Mistério, tensão e prazer: a exposição do italiano Enzo Cucchi na Culturgest
Todos os caminhos dão em Roma, e os de Enzo Cucchi foram parar lá no final dos anos 1970, depois que ele saiu da pequena vila italiana de Morro D’Alba para encontrar com a cidade grande que iria deslanchar sua carreira. Ele carregava na mala os contos, mitos, imaginários populares e histórias orais do interior, e a isso misturou as imagens e narrativas da igreja católica e do Vaticano. É nesse encontro do místico, mítico, imagético e simbólico que Enzo Cucchi construiu a sua obra, agora em cartaz na Culturgest, em Lisboa.
Caveiras, animais e corpos disformes populam a exposição Mezzocane em esculturas e pinturas, e constroem um vocabulário sensual, erótico e poético do artista italiano. Seja em cerâmica, bronze ou gesso, as marcas das mãos e dos dedos do artista estão ali presentes. Ele evidencia o tátil e o artesanal em trabalhos que parecem ser muito íntimos e misteriosos. São obras que despertam a curiosidade ao mesmo tempo em que trazem uma sensação um tanto prazerosa de desconcerto.

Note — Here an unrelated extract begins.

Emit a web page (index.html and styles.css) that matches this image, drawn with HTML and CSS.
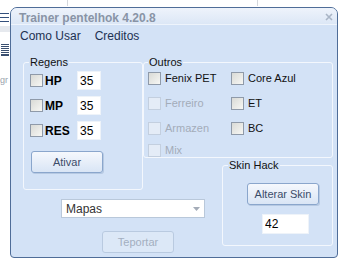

Bruno Marchand, curador da exposição, contextualiza a obra de Cucchi como uma alternativa relevante ao pensamento proposto pela arte conceitual, que tomou o mundo da arte a partir da década de 1960. “Nos anos 80, o Enzo vira essa figura da quebra de paradigmas. A desmaterialização do objeto era o que estava em causa. A ideia estava acima de tudo. Ele voltou para o trabalho manual num momento em que isso era muito mal visto. Voltou para o objeto, para a pintura, para a mão do artista. Ele retornava ao prazer de fazer. O prazer do corpo, da expressão individual do artista. Tudo o que a arte conceitual achava abominável era o que ele queria fazer”, explica o curador em entrevista à UMBIGO.
A figuração, expressão e imaginação tão caras a Cucchi e a outros colegas artistas, como Sandro Chia e Francesco Clemente, levaram o curador Achille Bonito Oliva a caracterizar o grupo como o movimento da Transavanguardia. “Eles propunham uma ideia descomplexada do que é bonito, do que é feio, do que significa estar bem ou mal feito. O Enzo está muito mais interessado em pôr cá fora um mundo carregado de simbolismo e sugestão do que propriamente preocupado com os grandes valores da lógica contemporânea”, acrescenta Bruno Marchand. Em 1982, o Guggenheim de Nova York expôs as obras de alguns desses artistas e, em 1986, aos 36 anos, Cucchi tomou o celebrado museu americano com uma mostra individual.
Na Culturgest, a sensualidade está também evidente na maneira como Cucchi desenhou a expografia da mostra, sugerindo que o corpo do visitante seja desafiado pelo espaço. Ele construiu aquilo que Bruno Marchand chama de “muro” entre a primeira sala e o corredor, transformando o lugar de passagem em um apertado espaço expositivo. Uma mesa longa e irregular é base para obras como esculturas que parecem criar cenários e personagens, mas estão pintadas apenas pela metade; curiosas peças que combinam cerâmica e pintura; corpos que expressam algo entre dor e prazer; e um marcante pássaro caído que equilibra duas bolas de vidro nas suas garras.
Outro muro circular que envolve o pilar estrutural do prédio é base para obras cujas imagens são de ancoramento, aprisionamento, e peso. Em um terceiro momento, um “bosque de desenhos”, conforme explica Bruno Marchand, suspende papéis e telas, e continuam a popular a exposição com jogos de tensão e re-imaginação.
Cucchi não explica seus símbolos. E é no instigante mistério entre tensão e prazer que ele deixa as duas digitais.
Mezzocane, de Enzo Cucchi, está patente na Culturgest, em Lisboa, até 30 de junho.
Julia Flamingo não escreve ao abrigo do AO90.